On Palm Sunday, I like to let the story of the Passion that we read each year stand a bit more on its own. I like to let those words work in us, without me getting in the way. So, in recent years I’ve taken to offering a reflection before the reading of the Gospel on this day, rather than after. Afterwards, I’d rather have us sit with the words in silence for a while. So that’s why things are a little out of order today.
For a long time, I’ve spoken of Lent, and Holy Week – along with some of the other seasons and observances of the church – as opportunities for us to practice in the church, what we experience in life and what we proclaim to believe. In Lent, we practice self-denial, and self-reflection, and concentrated periods of study and prayer, so that when Easter comes, we’ll be more ready to look for signs of life in the Resurrection. And part of the function of this sort of “planned depression” each year is that it gives us a framework for recognizing it, and learning how to work through it with the lens of faith when those unplanned periods of mourning and sadness fall upon us. And they always will.

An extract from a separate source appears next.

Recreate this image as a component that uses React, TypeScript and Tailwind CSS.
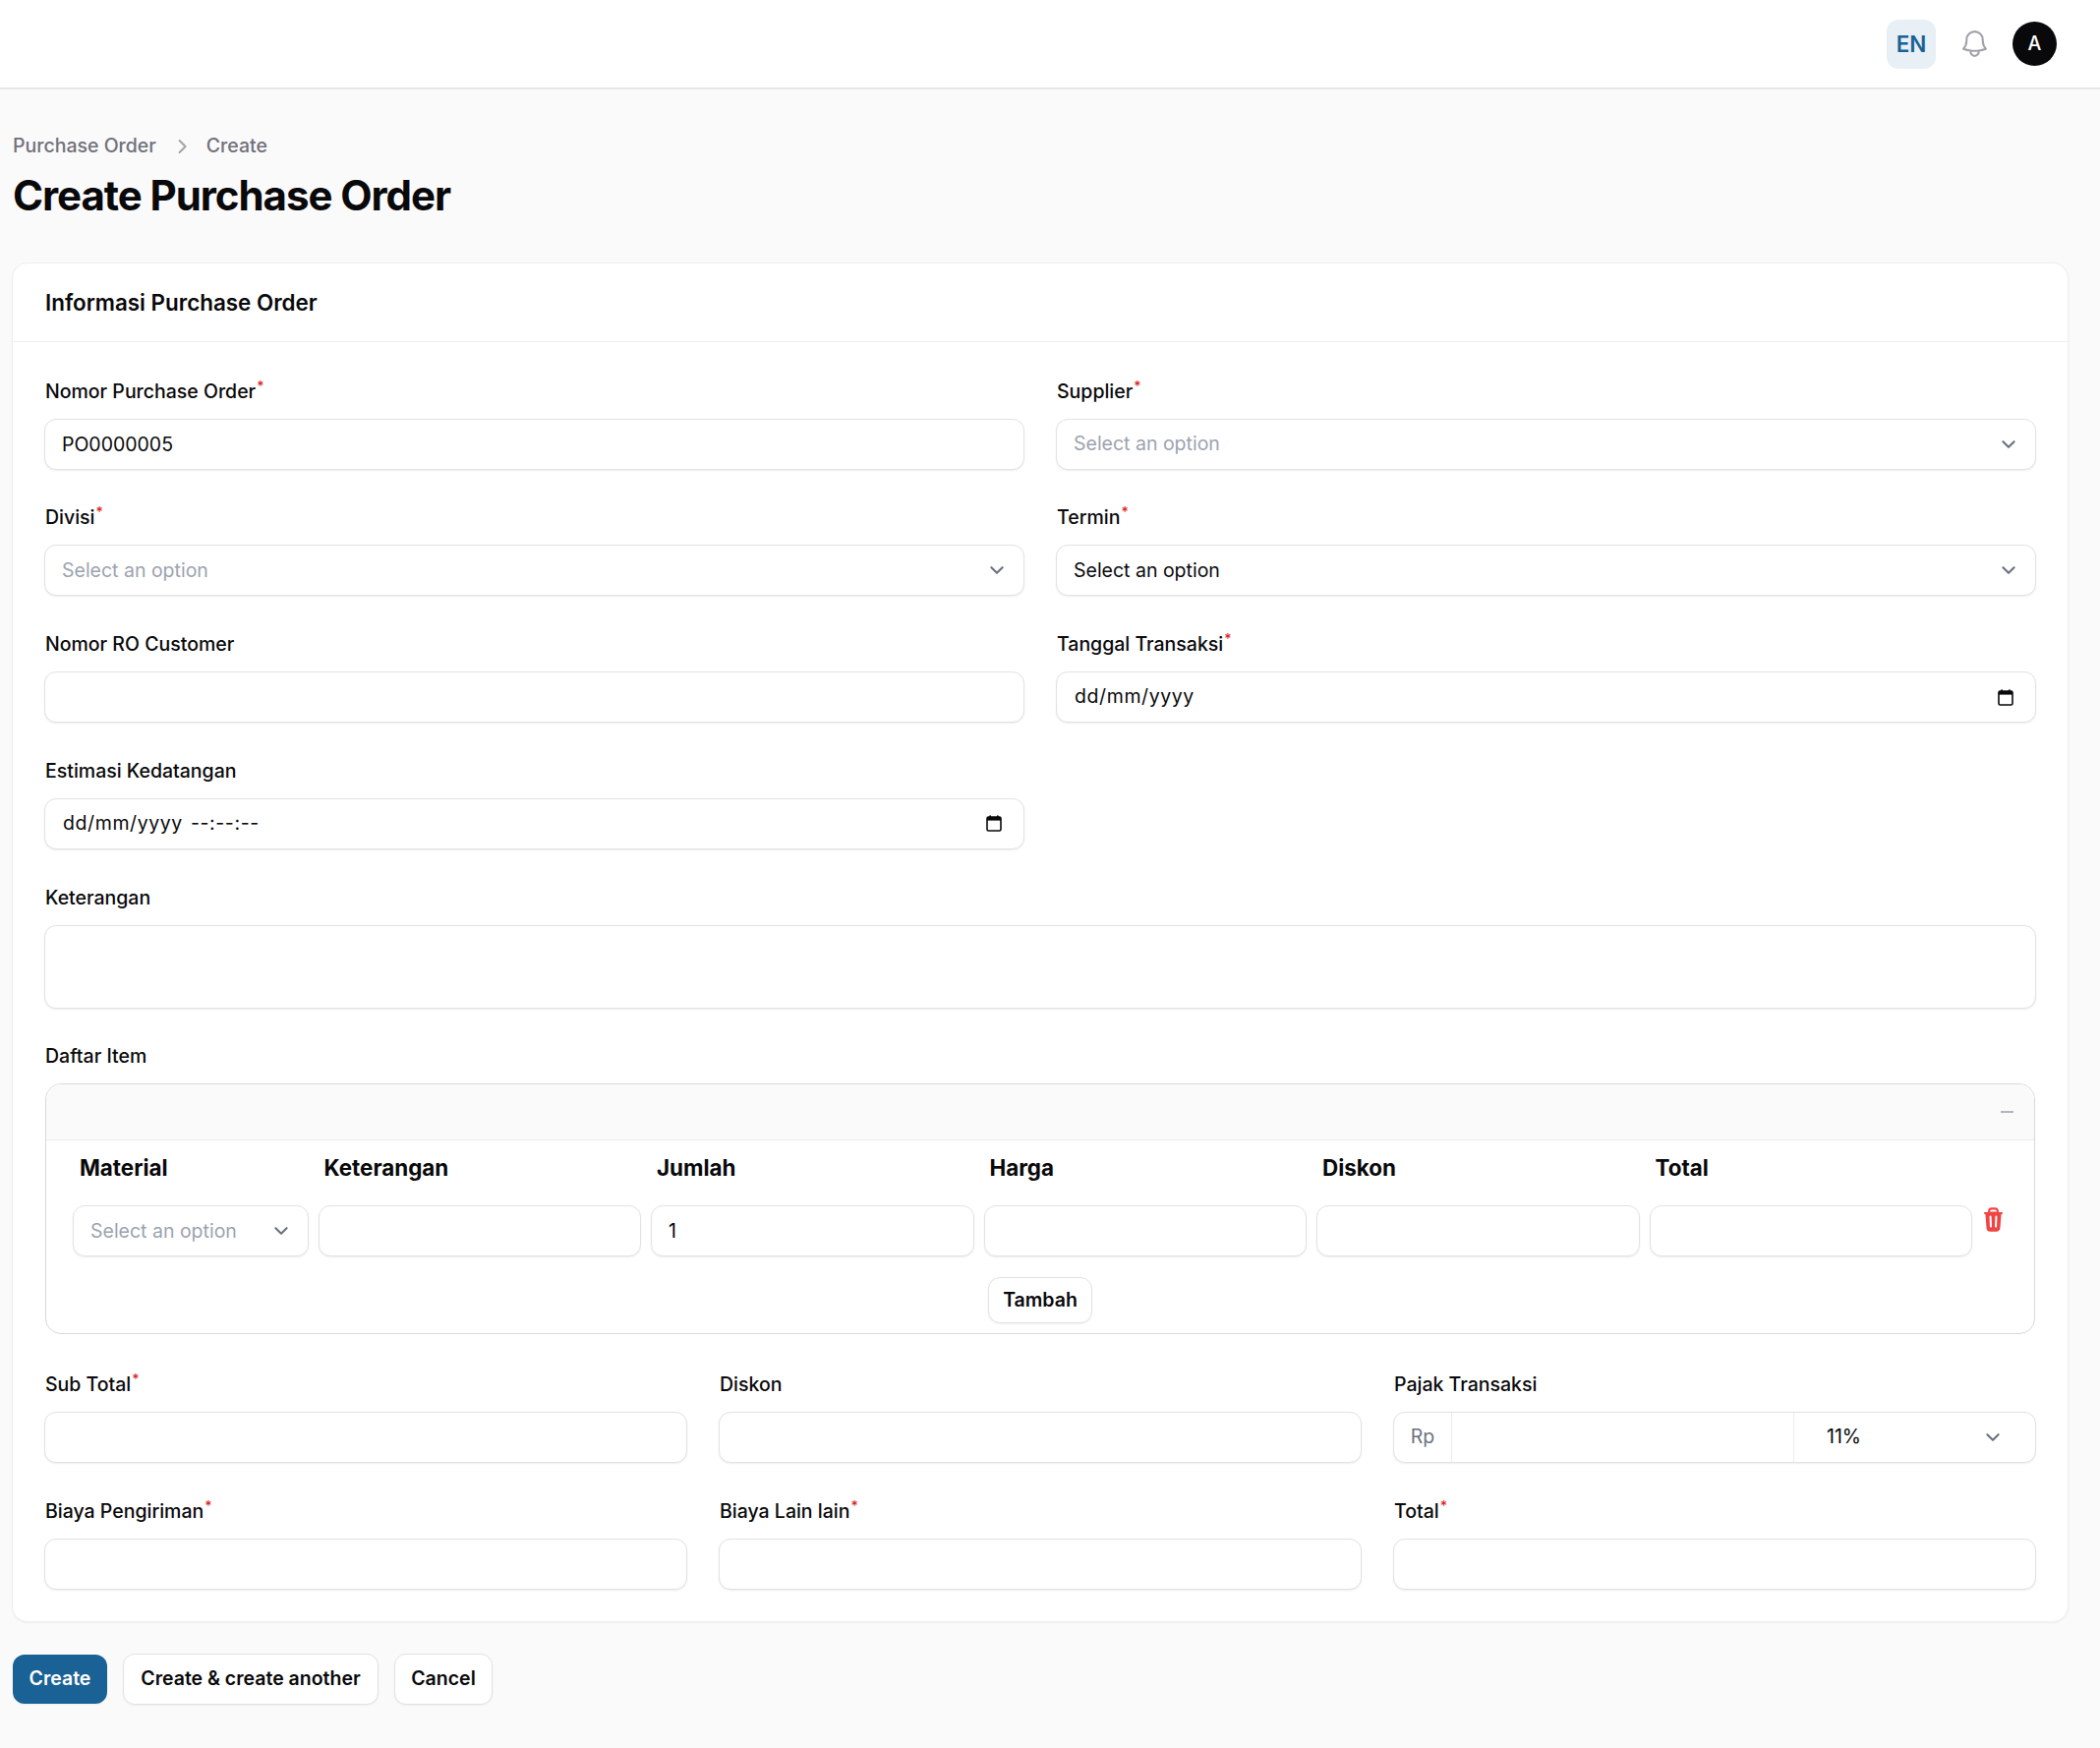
import React from "react";

const box = "h-[52px] w-full rounded-[12px] border border-[#e2e2e5] bg-white shadow-[0_1px_2px_rgba(0,0,0,0.07)] text-[19.5px] text-[#09090b]";

function Chevron({ className = "" }: { className?: string }) {
  return (
    <svg viewBox="0 0 20 20" className={`h-[28px] w-[28px] shrink-0 text-[#6b7280] ${className}`} fill="none" stroke="currentColor" strokeWidth={1.5} strokeLinecap="round" strokeLinejoin="round">
      <path d="m6 8 4 4 4-4" />
    </svg>
  );
}

function Calendar() {
  return (
    <svg viewBox="0 0 16 17" className="h-[17px] w-[16px] shrink-0 text-[#09090b]" fill="none">
      <rect x="1" y="2" width="14" height="14" rx="1.5" stroke="currentColor" strokeWidth="1.6" />
      <rect x="1" y="2" width="14" height="3.6" fill="currentColor" />
      <rect x="3.4" y="0.4" width="1.6" height="2" fill="currentColor" />
      <rect x="11" y="0.4" width="1.6" height="2" fill="currentColor" />
    </svg>
  );
}

function Field({ label, required, children }: { label: string; required?: boolean; children: React.ReactNode }) {
  return (
    <div className="min-w-0">
      <div className="mb-[11px] flex h-[33px] items-center pl-[1px] text-[19.5px] font-medium leading-[27px] text-[#09090b]">
        <span>
          {label}
          {required && <sup className="ml-[1px] text-[14px] font-medium text-[#dc2626]">*</sup>}
        </span>
      </div>
      {children}
    </div>
  );
}

function TextInput({ value = "" }: { value?: string }) {
  return <input readOnly value={value} className={`${box} block px-[17px] outline-none`} />;
}

function Select({ text, placeholder, className = "w-full" }: { text: string; placeholder?: boolean; className?: string }) {
  return (
    <div className={`flex h-[52px] items-center justify-between rounded-[12px] border border-[#e2e2e5] bg-white pl-[17px] pr-[13px] text-[19.5px] shadow-[0_1px_2px_rgba(0,0,0,0.07)] ${placeholder ? "text-[#9ca3af]" : "text-[#09090b]"} ${className}`}>
      <span className="whitespace-nowrap">{text}</span>
      <Chevron />
    </div>
  );
}

function DateInput({ text, time }: { text: string; time?: string }) {
  return (
    <div className={`${box} flex items-center justify-between pl-[18px] pr-[22px]`}>
      <span className="flex gap-[8px] tracking-[0.6px]">
        <span>{text}</span>
        {time && <span>{time}</span>}
      </span>
      <Calendar />
    </div>
  );
}

const columns = ["Keterangan", "Jumlah", "Harga", "Diskon", "Total"];

export default function App() {
  return (
    <div className="flex min-h-[1778px] flex-col bg-[#fafafa] [font-family:Inter,sans-serif]">
      <header className="flex h-[91px] items-center justify-end border-b-2 border-[#e8e8ea] bg-white pr-[44px]">
        <div className="flex h-[50px] w-[50px] items-center justify-center rounded-[12px] bg-[#e8f0f6] text-[22.5px] font-semibold text-[#1a6295]">EN</div>
        <svg viewBox="0 0 24 24" className="ml-[23px] h-[33px] w-[33px] text-[#a1a1aa]" fill="none" stroke="currentColor" strokeWidth={1.5} strokeLinecap="round" strokeLinejoin="round">
          <path d="M14.857 17.082a23.848 23.848 0 0 0 5.454-1.31A8.967 8.967 0 0 1 18 9.75V9A6 6 0 0 0 6 9v.75a8.967 8.967 0 0 1-2.312 6.022c1.733.64 3.56 1.085 5.455 1.31m5.714 0a24.255 24.255 0 0 1-5.714 0m5.714 0a3 3 0 1 1-5.714 0" />
        </svg>
        <div className="ml-[22px] flex h-[45px] w-[45px] items-center justify-center rounded-full bg-[#09090b] pt-[1px] text-[19.5px] font-medium text-white">A</div>
      </header>

      <main className="flex-1 pl-[12px] pr-[32px]">
        <nav className="mt-[44px] flex h-[27px] items-center pl-[1px] text-[19.5px] font-medium text-[#71717a]">
          <span>Purchase Order</span>
          <svg viewBox="0 0 20 20" className="ml-[14px] mr-[13px] h-[24px] w-[24px] text-[#a1a1aa]" fill="none" stroke="currentColor" strokeWidth={1.6} strokeLinecap="round" strokeLinejoin="round">
            <path d="m8 5 5 5-5 5" />
          </svg>
          <span>Create</span>
        </nav>
        <h1 className="mt-[12px] pl-[1px] text-[42px] font-bold leading-[49px] tracking-[-0.025em] text-[#09090b]">Create Purchase Order</h1>

        <section className="mt-[44px] rounded-[16px] border border-[#efefef] bg-white shadow-[0_1px_2px_rgba(0,0,0,0.05)]">
          <div className="flex h-[80px] items-center border-b border-[#efefef] px-[33px] text-[22.4px] font-semibold text-[#09090b]">Informasi Purchase Order</div>

          <div className="px-[32px] pb-[32px] pt-[33.5px]">
            <div className="grid grid-cols-2 gap-x-[32px] gap-y-[32.75px]">
              <Field label="Nomor Purchase Order" required><TextInput value="PO0000005" /></Field>
              <Field label="Supplier" required><Select text="Select an option" placeholder /></Field>
              <Field label="Divisi" required><Select text="Select an option" placeholder /></Field>
              <Field label="Termin" required><Select text="Select an option" /></Field>
              <Field label="Nomor RO Customer"><TextInput /></Field>
              <Field label="Tanggal Transaksi" required><DateInput text="dd/mm/yyyy" /></Field>
              <Field label="Estimasi Kedatangan"><DateInput text="dd/mm/yyyy" time="--:--:--" /></Field>
              <div />
              <div className="col-span-2">
                <Field label="Keterangan">
                  <textarea readOnly className="block h-[85px] w-full resize-none rounded-[12px] border border-[#e2e2e5] bg-white shadow-[0_1px_2px_rgba(0,0,0,0.07)] outline-none" />
                </Field>
              </div>
              <div className="col-span-2">
                <Field label="Daftar Item">
                  <div className="mx-[1px] overflow-hidden rounded-[16px] border border-[#d9d9dc] bg-white">
                    <div className="flex h-[57px] items-center justify-end border-b border-[#ececee] bg-[#fafafa] pr-[21px]">
                      <div className="h-[2px] w-[13px] bg-[#b4b4ba]" />
                    </div>
                    <div className="flex pl-[27px]">
                      <div className="flex gap-[10px]">
                        <div className="w-[239.5px]">
                          <div className="flex h-[66px] items-center pb-[10px] pl-[7px] text-[22.4px] font-bold text-[#09090b]">Material</div>
                          <Select text="Select an option" placeholder />
                        </div>
                        {columns.map((c, i) => (
                          <div key={c} className="w-[328.5px]">
                            <div className="flex h-[66px] items-center pb-[10px] pl-[6px] text-[22.4px] font-bold text-[#09090b]">{c}</div>
                            <TextInput value={i === 1 ? "1" : ""} />
                          </div>
                        ))}
                      </div>
                      <svg viewBox="0 0 20 20" className="ml-[8px] mt-[67px] h-[27px] w-[27px] text-[#ef4444]" fill="currentColor">
                        <path fillRule="evenodd" clipRule="evenodd" d="M8.75 1A2.75 2.75 0 006 3.75v.443c-.795.077-1.584.176-2.365.298a.75.75 0 10.23 1.482l.149-.022.841 10.518A2.75 2.75 0 007.596 19h4.807a2.75 2.75 0 002.742-2.53l.841-10.52.149.023a.75.75 0 00.23-1.482A41.03 41.03 0 0014 4.193V3.75A2.75 2.75 0 0011.25 1h-2.5zM10 4c.84 0 1.673.025 2.5.075V3.75c0-.69-.56-1.25-1.25-1.25h-2.5c-.69 0-1.25.56-1.25 1.25v.325C8.327 4.025 9.16 4 10 4zM8.58 7.72a.75.75 0 00-1.5.06l.3 7.5a.75.75 0 101.5-.06l-.3-7.5zm4.34.06a.75.75 0 10-1.5-.06l-.3 7.5a.75.75 0 101.5.06l.3-7.5z" />
                      </svg>
                    </div>
                    <div className="flex justify-center pb-[10px] pt-[21px]">
                      <button className="flex h-[47px] w-[106px] items-center justify-center rounded-[12px] border border-[#e2e2e5] bg-white text-[19.5px] font-semibold text-[#09090b] shadow-[0_1px_2px_rgba(0,0,0,0.05)]">Tambah</button>
                    </div>
                  </div>
                </Field>
              </div>
            </div>

            <div className="mt-[34.5px] grid grid-cols-3 gap-x-[32px] gap-y-[32.75px]">
              <Field label="Sub Total" required><TextInput /></Field>
              <Field label="Diskon"><TextInput /></Field>
              <Field label="Pajak Transaksi">
                <div className="flex h-[52px] overflow-hidden rounded-[12px] border border-[#e2e2e5] bg-white text-[19.5px] shadow-[0_1px_2px_rgba(0,0,0,0.07)]">
                  <div className="flex w-[59px] items-center justify-center border-r border-[#ececee] text-[#6b7280]">Rp</div>
                  <div className="w-[348px] border-r border-[#ececee]" />
                  <div className="flex flex-1 items-center justify-between pl-[33px] pr-[29px] text-[#09090b]">
                    <span>11%</span>
                    <Chevron />
                  </div>
                </div>
              </Field>
              <Field label="Biaya Pengiriman" required><TextInput /></Field>
              <Field label="Biaya Lain lain" required><TextInput /></Field>
              <Field label="Total" required><TextInput /></Field>
            </div>
          </div>
        </section>

        <div className="mt-[33.5px] flex gap-[16px] pl-[1px]">
          <button className="flex h-[50px] w-[96px] items-center justify-center rounded-[12px] bg-[#1a6295] text-[19.5px] font-semibold text-white shadow-[0_1px_2px_rgba(0,0,0,0.05)]">Create</button>
          <button className="-mt-[1px] flex h-[52px] w-[260px] items-center justify-center rounded-[12px] border border-[#e2e2e5] bg-white text-[19.5px] font-semibold text-[#09090b] shadow-[0_1px_2px_rgba(0,0,0,0.05)]">Create &amp; create another</button>
          <button className="-mt-[1px] flex h-[52px] w-[100px] items-center justify-center rounded-[12px] border border-[#e2e2e5] bg-white text-[19.5px] font-semibold text-[#09090b] shadow-[0_1px_2px_rgba(0,0,0,0.05)]">Cancel</button>
        </div>
      </main>
    </div>
  );
}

This time, however, things feel a little different.
I don’t know about you, but my emotions have been running a little hotter than they usually do since all this period of isolation and physical distancing began. I saw the signs coming from watching the news a few days before all these changes went into effect, so I tried to prepare myself. I tried to start getting plans in place for livestreaming worship. I tried to wrap my mind around what I would say to you. I tried to make plans around how we could keep the work of the church office happening while necessarily working remotely.
But no matter how much I prepared, I don’t think I was prepared for this. So when the decision first really came down, I found myself fighting back tears. And as the days progressed, I vacillated between tears and anger. My reactions to each moment felt, somehow, outsized to the realities the moment brought.
In one of our early nights in all the process, Michael and I watched the movie A Beautiful Day in the Neighborhood – the film about Mr. Rogers that came out not too long ago. There are certainly moving, and emotional moments throughout the film, but I found it nearly impossible to restrain myself as we watched. It was like the floodgates had opened.
I tell you about all of this, because I think it’s important that we all remember that our emotions are okay right now. There’s a reason this period of Jesus’ life that we’re commemorating today and over the next few days is called the “Passion”. Passion. It comes from the Latin word for suffering, but somehow suffering doesn’t seem to capture it all. Passion says more. It feels bigger – more intense.
As we traverse this week together, think about the emotions you’ve felt so far in the season of at least some measure of suffering. Use that experience to try to put yourself a little more into the story. Remember how the disciples – Jesus’ followers – shared in the Passion of these days.
This isn’t about measuring our suffering against Jesus’ Passion. It’s about using the stories and the commemorations of our faith to begin to give us insight into our own lives.
And through whatever we feel and whatever we face, always remember that the end of the story is life. Always remember that God is always looking for ways to encourage and to inspire creating. God is always co-creating with us and with all that is in the universe.
That doesn’t mean the suffering isn’t real. That doesn’t mean we can’t feel our emotions right now. We can, and we should. In fact, if there’s anything to learn from Holy Week – this year in particular – it’s that it’s okay to feel what we feel in times of trauma and tragedy. That is how we were so wonderfully made by God. But it does mean that we should remember the lasting wisdom of our faith: to keep journeying on. This moment is for this moment, but God has more in store.
Let the story of the Passion speak to you. Let it enfold you. In time, let it guide you. Amen.